Before lunch time on June 19, 2024, A’Keia Sanders was busy helping several food trucks navigate their way into the Glow Plaza, as a Juneteenth event previously scheduled as a parade on Virginia Street pivoted to the 4th street location for food, music with a local DJ and games.
“This is a pilot event, the first of its kind on the day of here, “ the programming chair for the Northern Nevada Black Cultural Awareness Society explained. Several of the food trucks are run by Black-owned businesses, including Wing King of Reno and the Potluck.
“It’s a good time to hang out. We are asking for a $5 donation, but entry is free. We'll have some of the beverage stations open with free water,” she said.
“We are bringing the community out and together, educating them because I know that this is a new holiday that has been passed in our state as well as nationally, is very controversial and a lot of people don't understand it. So we try to be that middle person to give that education with love as well as unify, unify our community,” she further explained.
The new Nevada state holiday, established last year, recognizes the historic day of June 19th, 1865 when remaining enslaved Black Americans were finally freed in Galveston, Texas, two years after President Abraham Lincoln issued the Emancipation Proclamation.

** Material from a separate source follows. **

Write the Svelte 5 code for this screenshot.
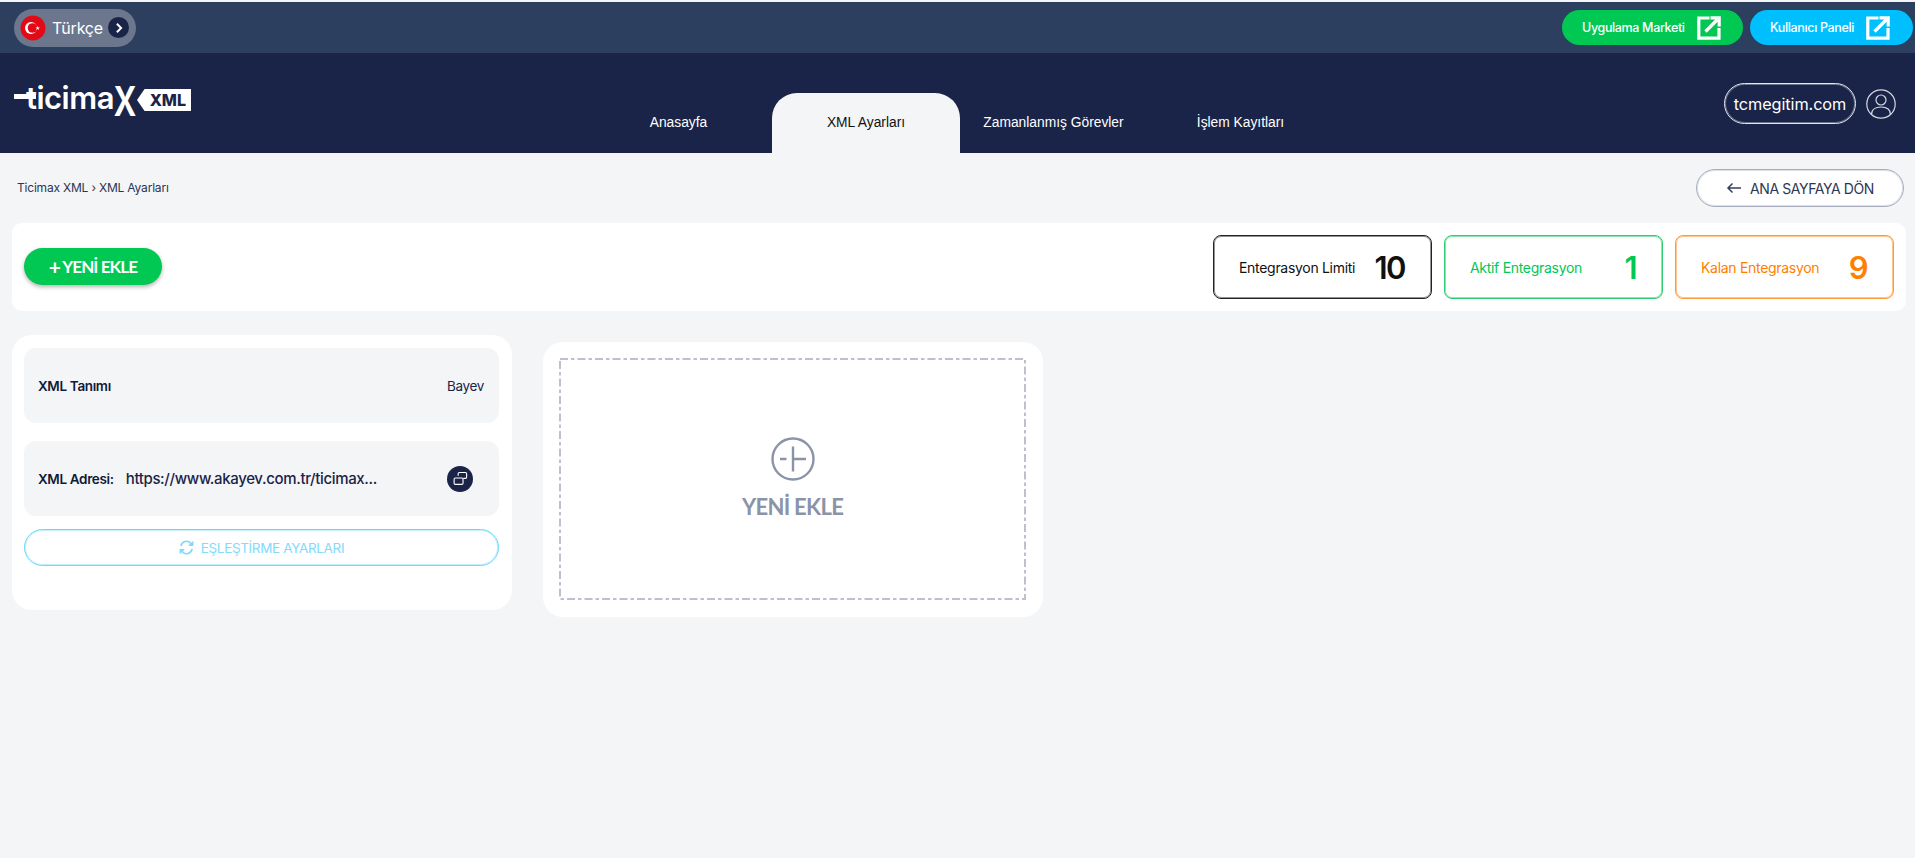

Sanders, a Georgia native, who served in the U.S. Navy says she celebrates both July 4th and Juneteenth.
“We're not trying to deter from we are Americans and we're not trying to deter from other holidays. I think the big thing is education, because a lot of people just don't know and they're afraid to ask, you know?” she said.
Her last duty station was in Fallon, which then brought her to northern Nevada in Spanish Springs, where she now lives with her husband and two boys.
“We’ve decided to make this community our home and we're invested in making it better,” she says.
Sanders now works as the deputy director of the Nevada Governor's office of Federal Assistance, trying to lift Nevada from its current position of being 48th in the nation in receiving federal funding.
“We want to educate in a friendly environment and bring the community out, have a good time, but still make them aware of some of the things that went on through history that affected us as Black Americans that is American history,” she concluded before going back to getting the important local festivities going.